These gardens, which began life as a rose garden, are one of several green spaces created on Montjuïc for the 1929 International Exposition.
These gardens, which began life as a rose garden, are one of several green spaces created on Montjuïc for the 1929 International Exposition. An old quarry allowed the construction of an amphitheatre that now hosts many of the Barcelona Grec Festival performances every summer. It is a sunny spot, with geometric flowerbeds, pergolas and terraces, from where visitors can admire the landscaped mountain and the city.
As you walk up Passeig de Santa Madrona, you will encounter a large, stone, imperial staircase that rises up either side of a wall. This is the main entrance to the gardens. From here you can see some of their main features: the pergola, the old pavilion and the sloping trimmed hedges with tall trees behind them.
Jardins del Teatre Grec is the current name of the Roserar Amargós, a rose garden that used to be part of a garden complex built on Montjuïc for the 1929 Barcelona International Exposition. This was named after the first architect to landscape Montjuïc, Amargós, but the gardens were designed by the French civil engineer, Jean-Claude Nicolas Forestier.
The main purpose of the Roserar Amargós was to connect the large Plaça del Solstici – originally part of the Jardins de Laribal but now the site of the Fundació Miró – to the lower part of Passeig de Santa Madrona and the 1929 International Exposition’s buildings located in that area, bridging a difference of 44 metres in ground levels.
After 1979, when democracy returned to Barcelona City Council, the site regained its artistic and landscape splendour, becoming the main venue for Barcelona’s summer festival: the Grec Festival.

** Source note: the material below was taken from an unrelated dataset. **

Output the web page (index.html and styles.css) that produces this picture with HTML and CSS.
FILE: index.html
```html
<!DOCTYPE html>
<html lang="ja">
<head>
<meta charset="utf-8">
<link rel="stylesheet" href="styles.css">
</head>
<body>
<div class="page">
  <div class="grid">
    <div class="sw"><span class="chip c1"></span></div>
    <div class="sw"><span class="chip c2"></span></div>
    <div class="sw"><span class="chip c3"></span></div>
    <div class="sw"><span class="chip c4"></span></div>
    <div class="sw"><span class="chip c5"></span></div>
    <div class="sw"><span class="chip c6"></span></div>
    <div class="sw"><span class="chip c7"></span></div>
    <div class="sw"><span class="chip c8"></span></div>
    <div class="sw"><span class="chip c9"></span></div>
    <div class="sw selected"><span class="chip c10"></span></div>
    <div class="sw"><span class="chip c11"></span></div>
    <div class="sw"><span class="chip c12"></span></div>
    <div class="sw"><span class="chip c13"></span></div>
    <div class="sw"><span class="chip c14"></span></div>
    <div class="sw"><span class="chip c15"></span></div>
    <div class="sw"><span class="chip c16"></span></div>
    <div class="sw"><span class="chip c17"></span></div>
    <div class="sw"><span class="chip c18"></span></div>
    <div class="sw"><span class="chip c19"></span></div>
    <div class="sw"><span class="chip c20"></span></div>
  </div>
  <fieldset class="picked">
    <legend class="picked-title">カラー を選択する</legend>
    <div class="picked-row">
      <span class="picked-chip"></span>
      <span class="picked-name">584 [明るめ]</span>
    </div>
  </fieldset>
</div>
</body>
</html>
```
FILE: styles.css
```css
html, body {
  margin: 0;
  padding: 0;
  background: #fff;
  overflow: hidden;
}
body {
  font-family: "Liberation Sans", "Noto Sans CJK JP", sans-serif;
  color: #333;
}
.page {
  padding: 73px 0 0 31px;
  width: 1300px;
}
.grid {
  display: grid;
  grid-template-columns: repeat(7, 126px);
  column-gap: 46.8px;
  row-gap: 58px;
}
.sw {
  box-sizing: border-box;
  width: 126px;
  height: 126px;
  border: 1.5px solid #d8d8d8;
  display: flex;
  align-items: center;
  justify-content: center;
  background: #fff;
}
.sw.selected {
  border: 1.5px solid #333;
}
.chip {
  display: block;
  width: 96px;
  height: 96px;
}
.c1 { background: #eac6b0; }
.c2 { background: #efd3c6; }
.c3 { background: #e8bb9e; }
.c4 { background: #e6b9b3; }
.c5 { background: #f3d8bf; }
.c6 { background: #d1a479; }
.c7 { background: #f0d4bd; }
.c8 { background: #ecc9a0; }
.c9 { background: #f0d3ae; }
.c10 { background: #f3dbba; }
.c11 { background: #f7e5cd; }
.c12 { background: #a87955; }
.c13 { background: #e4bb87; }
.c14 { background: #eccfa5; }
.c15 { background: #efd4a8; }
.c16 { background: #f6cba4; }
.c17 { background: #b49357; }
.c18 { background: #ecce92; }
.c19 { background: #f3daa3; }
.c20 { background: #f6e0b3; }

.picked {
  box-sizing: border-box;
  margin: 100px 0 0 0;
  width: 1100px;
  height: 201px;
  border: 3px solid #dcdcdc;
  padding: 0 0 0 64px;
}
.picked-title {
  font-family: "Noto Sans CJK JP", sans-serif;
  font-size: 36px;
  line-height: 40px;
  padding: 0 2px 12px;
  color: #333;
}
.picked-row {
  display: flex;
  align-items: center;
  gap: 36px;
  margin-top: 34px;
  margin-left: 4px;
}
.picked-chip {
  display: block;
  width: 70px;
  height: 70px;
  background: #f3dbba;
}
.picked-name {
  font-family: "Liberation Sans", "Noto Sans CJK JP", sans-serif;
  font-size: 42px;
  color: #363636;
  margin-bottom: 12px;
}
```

Climber plants are the first thing you encounter when you reach the gardens, just before you go in: a large bougainvillea that brings colour to the wall at the main entrance, with stairs going up either side.
The Jardins del Teatre Grec are highly geometric gardens, with species that structure their layout. On the rectangular terrace closest to Passeig de Santa Madrona there are flowerbeds full of lavender. They share their space with Seville orange trees, African lilies and Natal lilies.
The geometric flowerbeds are bounded by small boxwood hedges. Common ivy fills the row of flowerbeds shaded by the pergola and several species of landscaped, flowering roses decorate the sunbathed flowerbeds that cover the large esplanade.
On the pergola that precedes the large upper terrace you will find jasmine and rose bushes, while the walls you come across as you go up to the highest part of the gardens are covered in ivy and Virginia creepers. The large upper terrace is notable for its ash trees, which mark the boundary of the part nearest to the neighbouring Jardins de Laribal, and the cypresses, some very tall, that are spread around the esplanade, mark out spaces and define paths. A large semi-circle of solid, tall holm oaks surrounds the upper part of the amphitheatre, separating it from the rest of the garden.
Two trees are listed in Barcelona’s Catalogue of Trees of Local Interest. On the left of the amphitheatre there is a pyramid tree, popularly known as “pica-pica” (prickly) due to the irritating hairs of its seeds, and on the path that joins up the Jardins del Teatre Grec with the Jardins de Laribal there is a large coral tree. There are also terracotta flower pots containing either small geraniums or ferns.
Landscaping and Design
Once you have climbed the first flight of steps, you will see a path on the left bounded by wrought-iron railings that fence off the gardens and a slope full of vegetation leading up to a mirador terrace, where you can enjoy an exceptional view of Barcelona.
On the left of the mirador, you will find one end of the pergola which crosses the gardens, dividing them into two large sections either side of the stairs. Climbing plants are the central feature here.
If, after going in, you go up a second flight of steps and then walk to the right, you will find a terrace on a level slightly below that of the mirador, with one part of the pergola above. The terrace is rectangular, quite long and landscaped with geometric flowerbeds full of aromatic plants and Seville orange trees next to the balustrade facing Passeig de Santa Madrona.
Layers of earth, superimposed to level out the sharp incline of an old quarry, enabled the creation of the amphitheatre’s large terrace in the upper part of the gardens. This provides a place to walk and stay awhile during the Grec Festival performances. Above the terrace there is a raised area dominated by a pavilion that houses a restaurant during the theatre season. There is a small rectangular terrace in front of this building with a pool that feeds the pool below, on the large terrace. It is an excellent place for admiring all the flowerbeds.
Art and Architecture
The amphitheatre in these gardens, which gives rise to their current name, was built according to the traditional Greek model. It was designed by the architect Ramon Reventós and made the most of the slope of the old “Machinet” quarry, which had been worked by excavating the earth before a huge wall of extremely hard stone just where Montjuïc mountain starts to rise.
As for the building that houses the bar restaurant during the theatre season, this was originally the Music Pavilion for the 1929 International Exposition.